Faith leaders have continued to speak out in the wake of the killing of George Floyd, a 46-year-old black delicatessen worker, in Minneapolis, and say there is a central role for them to play in taking action and fighting for justice. In the UK, two religious leaders have spoken of the similarities here in the devaluing of black people, their under representation and how a terrible death fuels existing injustice and resentment.
Rev Steve Chalke MBE,
On Monday morning, the Rev Steve Chalke, Baptist minister and founder and leader of Oasis Global, tweeted his response to the continuing violence following George Floyd’s death, and the protests taking place all over the world including the UK:
Racism thrives in the company of silence. We will not stay silent! #ICantBreathe
‘Returning hate for hate multiplies hate… Darkness cannot drive out darkness; only light can do that. Hate cannot drive out hate; only love can do that. Hate multiplies hate, violence multiplies violence…in a descending spiral of destruction.’ Martin Luther King Jr.
Speaking later to the Religion Media Centre, Steve Chalke said a black Church of England vicar had thanked him for tweeting and said there had been a total absence from white church leaders about this.
He said: “Why is putting your knee on the neck of someone an acceptable restraint? It beggars belief. It’s pretty clear that any follower of Christ has a pretty explicit duty to stand up to injustice.

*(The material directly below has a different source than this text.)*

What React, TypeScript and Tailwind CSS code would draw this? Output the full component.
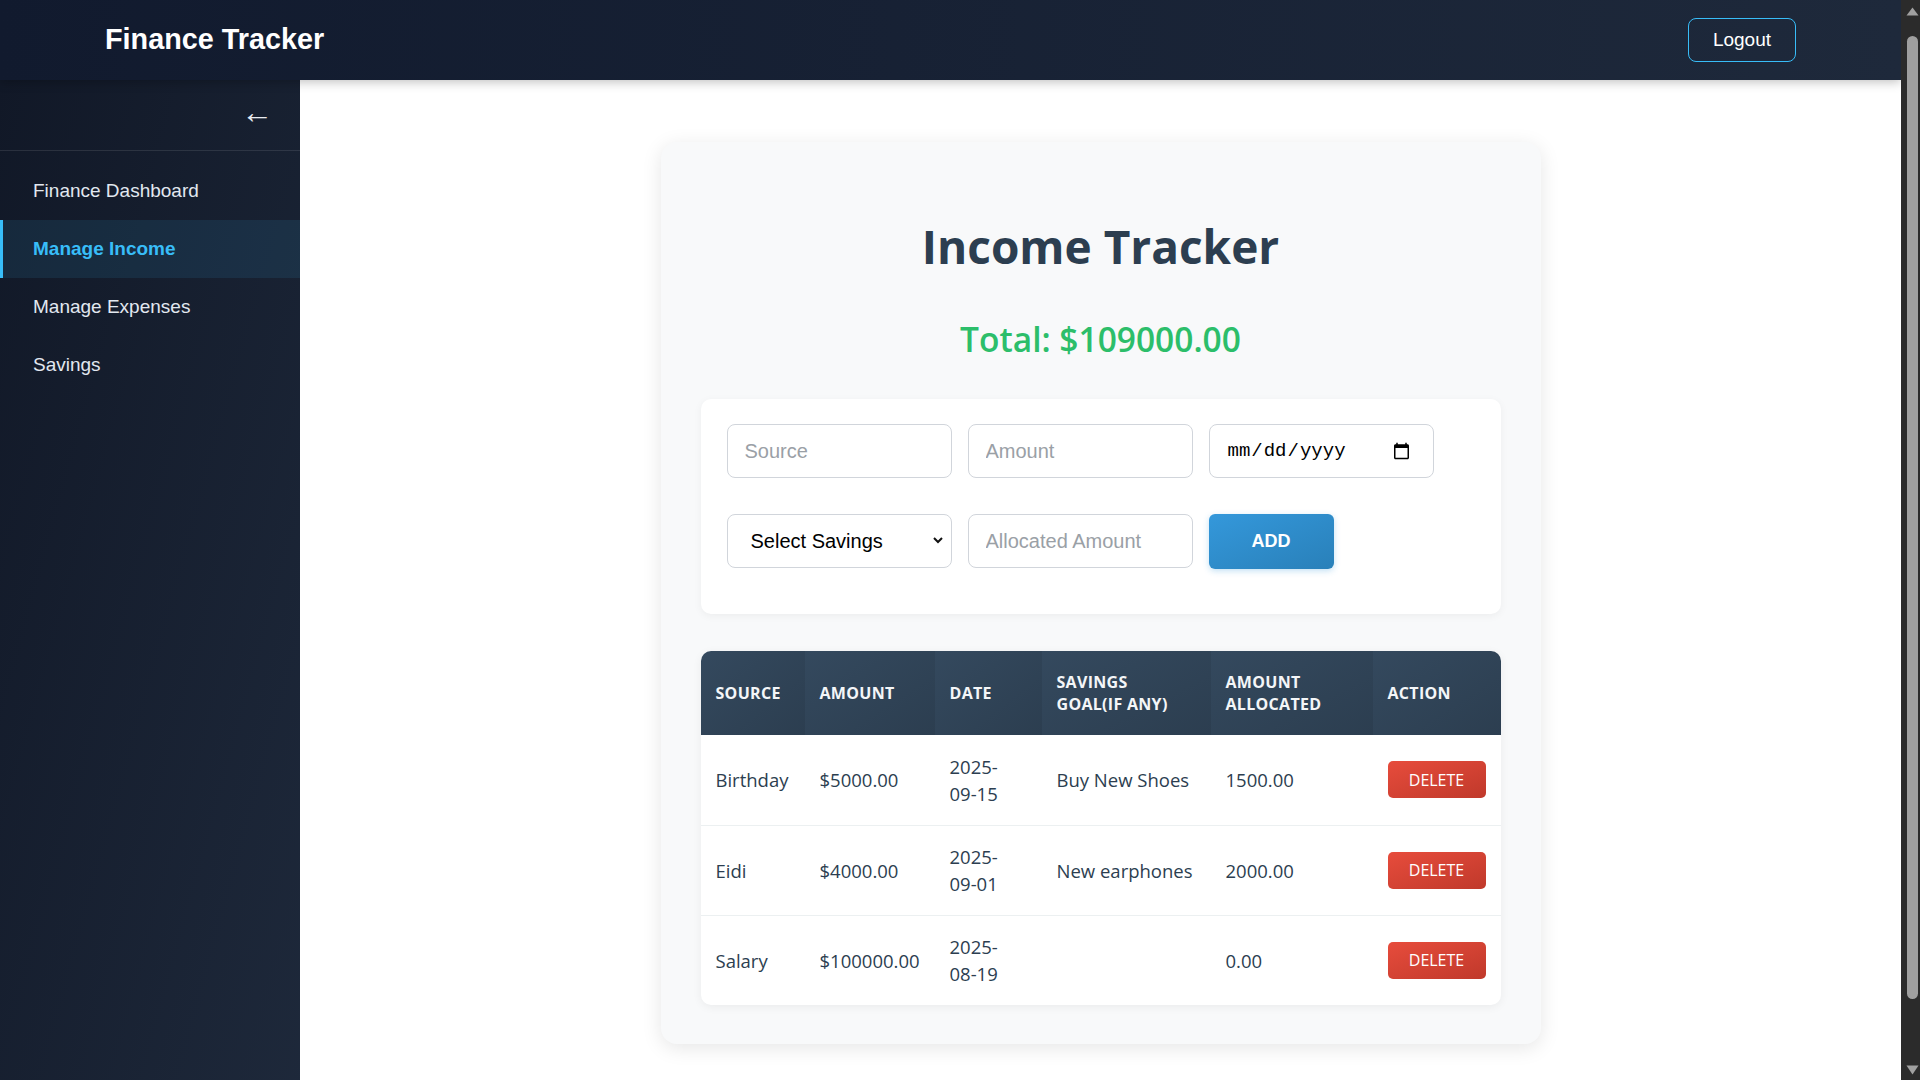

“While we mourn George Floyd’s death across the pond, we must also look at the situation in this country. We run 52 schools around the country with 31,000 children. Of the 4,500 state secondary schools in this country, there are only just over 30 black head teachers. So within Oasis what we have done is we have set up a movement called Break the Cycle, as we know the leadership of any school should at least reflect the ethnic makeup of the students and the area.
“You may be running a wonderful school that produces great results but if you have got a bunch of white teachers at that level teaching Bame (black, Asian and minority ethnic) students, you are sending lots of unintentional messages to them – that the person who makes it to the top is white.
“I’m also told that there’s only one black prison governor in this country, but the black population is hugely over-represented in the criminal justice system. Why is that? All these things are connected.
“Youth leaders Oasis works with have reported that the kids say ‘you never get stopped and searched if you’re white – you only get stopped if you’re black’. So we still have our knee on the neck of the black population in all of those ways, so we need to do something about it here.
“Religious leaders have not just a role to play, but a central role. Martin Luther King was right at the heart of the civil rights movement. In some ways we have come so far, but in some sense we have come nowhere. It’s about non violence – we take the blow but we don’t return the blow. You stand up for what is right and you speak out for what is right.
“Often the church response has been ‘let’s reflect, pray and find peace and solace’. All of that is important but we also need to take action. We won’t get a different result by just wishing – that’s what’s wrong with reflective prayer without the action.
“We should demonstrate and stand up and white people need to do it too. Racial justice is not just for black people to stand up for – it’s for the whole of humanity to stand up and say we are one human race.
“I think there’s an opportunity for the church in this country to stand up and say we are not going to be violent but we are not letting go of this. I absolutely understand why there has been violence but it’s the wrong route.”
Rev Ade Omooba
Rev Ade Omooba co-chairs the National Church Leaders Forum, set up to draw together black Christians in the UK. He is part of the oversight leadership of the New Life Assembly, which has 9 branches in the UK with mainly Caribbean worshippers. He is also co-founder of Christian Concern, a conservative group which campaigns, for example, against abortion, assisted suicide and euthanasia. His father joined the Nigerian Police Force in the forties under British colonial rule, subsequently enrolling in 1960 at the Police Training College in the UK, and returning to Nigeria to take up a position as a police commissioner. Ade Omooba sits on a Scotland Yard advisory reference group.
“We have added our voice to this situation as we have done in the past – that indeed black lives matter and America really needs to deal with this situation and how black people continue to be killed.
“Eighteen complaints had previously been made against Derek Chauvin, the police officer accused of murder and manslaughter.
“How is he still allowed to serve in the police force? I grew up as the son of a police commissioner and learnt from my father that you don’t police people, you police with people.
“Every life matters – behind the George Floyd story is a feeling that not every life matters in the States, and you can see the same here, with cases of deaths in custody. Life has been devalued.
“We don’t condone any kind of violence but we understand why some level of violence will spew out when this kind of thing happens. People in these circumstances are already challenged in so many ways. This case has added fuel to that.
“Spiritual leaders have a role to play in the protests ‘big time’. A considerable number of those people protesting out there from ethnic communities are church goers. They “do” God. They listen to their spiritual leaders so we have a very key role to play on leading dealing with the issue.
“Those who are in leadership need to take serious responsibility, not just to speak vaguely but to seek out the root causes.”